Looking ahead, Tessera’s potential feels boundless. Could it tokenize other asset classes like real estate or fine art next? Will it butt heads with TradFi giants muscling into the space? Only time—and some serious regulatory wrestling—will tell. For now, it stands as a bold experiment in democratization, a David taking on finance’s Goliaths with the slingshot of decentralization.
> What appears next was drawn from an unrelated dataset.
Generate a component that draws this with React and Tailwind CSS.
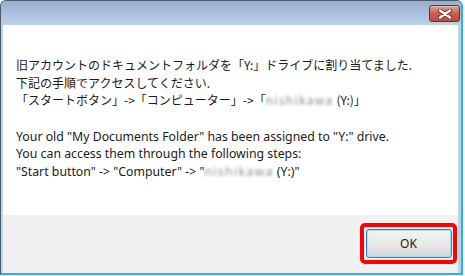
import React from "react";

const CloseGlyph = () => (
  <svg width="14" height="10" viewBox="0 0 14 10">
    <path
      d="M2 1.5 L12 8.5 M12 1.5 L2 8.5"
      stroke="#5a2a25"
      strokeWidth="4.2"
      strokeLinecap="round"
    />
    <path
      d="M2 1.5 L12 8.5 M12 1.5 L2 8.5"
      stroke="#ffffff"
      strokeWidth="2.6"
      strokeLinecap="round"
    />
  </svg>
);

const Hidden = ({ children }) => (
  <span className="text-[#8e8e8e] blur-[1.4px] tracking-[1.3px]">{children}</span>
);

export default function App() {
  return (
    <div className="w-[465px] h-[276px] bg-white font-['Noto_Sans','Noto_Sans_CJK_JP',sans-serif] text-[12px] text-[#1b1b1b]">
      {/* window frame */}
      <div className="w-[463px] h-[275px] flex flex-col rounded-t-[6px] border-l border-t border-[#4a5a6d] border-r-2 border-b-2 border-r-[#30b0d2] border-b-[#30b0d2] bg-[#bcd3ec] overflow-hidden">
        {/* title bar */}
        <div className="h-[24px] shrink-0 flex justify-end items-start pt-[4px] pr-[1px] bg-gradient-to-b from-[#98afcd] to-[#bcd2eb]">
          <div className="w-[31px] h-[17px] rounded-[3px] border border-[#6e2c26] bg-gradient-to-b from-[#e3a293] via-[#cb5e4e] to-[#bd4a3c] shadow-[inset_0_1px_0_#f0c2b7] flex items-center justify-center">
            <CloseGlyph />
          </div>
        </div>

        {/* body */}
        <div className="flex-1 flex flex-col ml-[2px] mr-[3px]">
          <div className="h-[190px] bg-white pl-[13px] pt-[31px] leading-[17.5px]">
            <div className="font-['Noto_Sans_CJK_JP',sans-serif]">
              <p>旧アカウントのドキュメントフォルダを「Y:」ドライブに割り当てました.</p>
              <p>下記の手順でアクセスしてください.</p>
              <p>
                「スタートボタン」-&gt;「コンピューター」-&gt;「<Hidden>nishikawa</Hidden> (Y:)」
              </p>
            </div>
            <div className="mt-[19px] text-[12.3px]">
              <p>Your old "My Documents Folder" has been assigned to "Y:" drive.</p>
              <p>You can access them through the following steps:</p>
              <p>
                "Start button" -&gt; "Computer" -&gt; "<Hidden>nishikawa</Hidden> (Y:)"
              </p>
            </div>
          </div>

          {/* footer */}
          <div className="flex-1 bg-[#f0f0f0] flex justify-end items-start pt-[8px] pr-[1px]">
            <div className="w-[97px] h-[41px] rounded-[5px] border-4 border-[#ff0000] flex items-center justify-center">
              <button className="w-[86px] h-[29px] rounded-[3px] border border-[#3c7fb1] bg-gradient-to-b from-[#f3f3f3] via-[#e9e9e9] to-[#d4d4d4] shadow-[inset_0_0_0_1px_#9fe0f8] text-[12px] text-[#1b1b1b]">
                OK
              </button>
            </div>
          </div>
        </div>
      </div>
    </div>
  );
}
That, folks, is worth keeping an eye on.
Key Questions and Takeaways on Tessera and Tokenized Private Equity
- What is Tessera, and how does it make private equity accessible to everyday investors?
Tessera is a decentralized platform on the Solana blockchain that allows anyone to invest in private companies like SpaceX with just $1, using tokenized assets for fractional ownership, tearing down barriers once reserved for the ultra-wealthy. - How does blockchain tokenization redefine private markets for retail investors?
Blockchain tokenization turns asset ownership into digital tokens, enabling 24/7 trading, transparency, and access to high-value private equity, with the real-world asset (RWA) market already at $25 billion and poised for trillion-dollar growth. - What are the major risks of tokenized private equity on platforms like Tessera?
Risks include volatility of private firms missing valuation targets, delays or failures in IPOs and liquidity events, DeFi security threats like hacks, and potential capital loss, demanding cautious research from investors. - Can Tessera and DeFi platforms disrupt traditional financial systems?
Yes, by offering unmatched access, liquidity, and borderless participation via blockchain, though they face significant obstacles like regulatory pushback from governments and the challenge of proving long-term reliability in a skeptical finance world. - Why should Bitcoin enthusiasts support Solana-based projects like Tessera?
Though not on Bitcoin’s blockchain, Tessera upholds decentralization and financial freedom, complementing Bitcoin’s role as a store of value by tackling private equity access and challenging TradFi’s centralized control in a unique niche.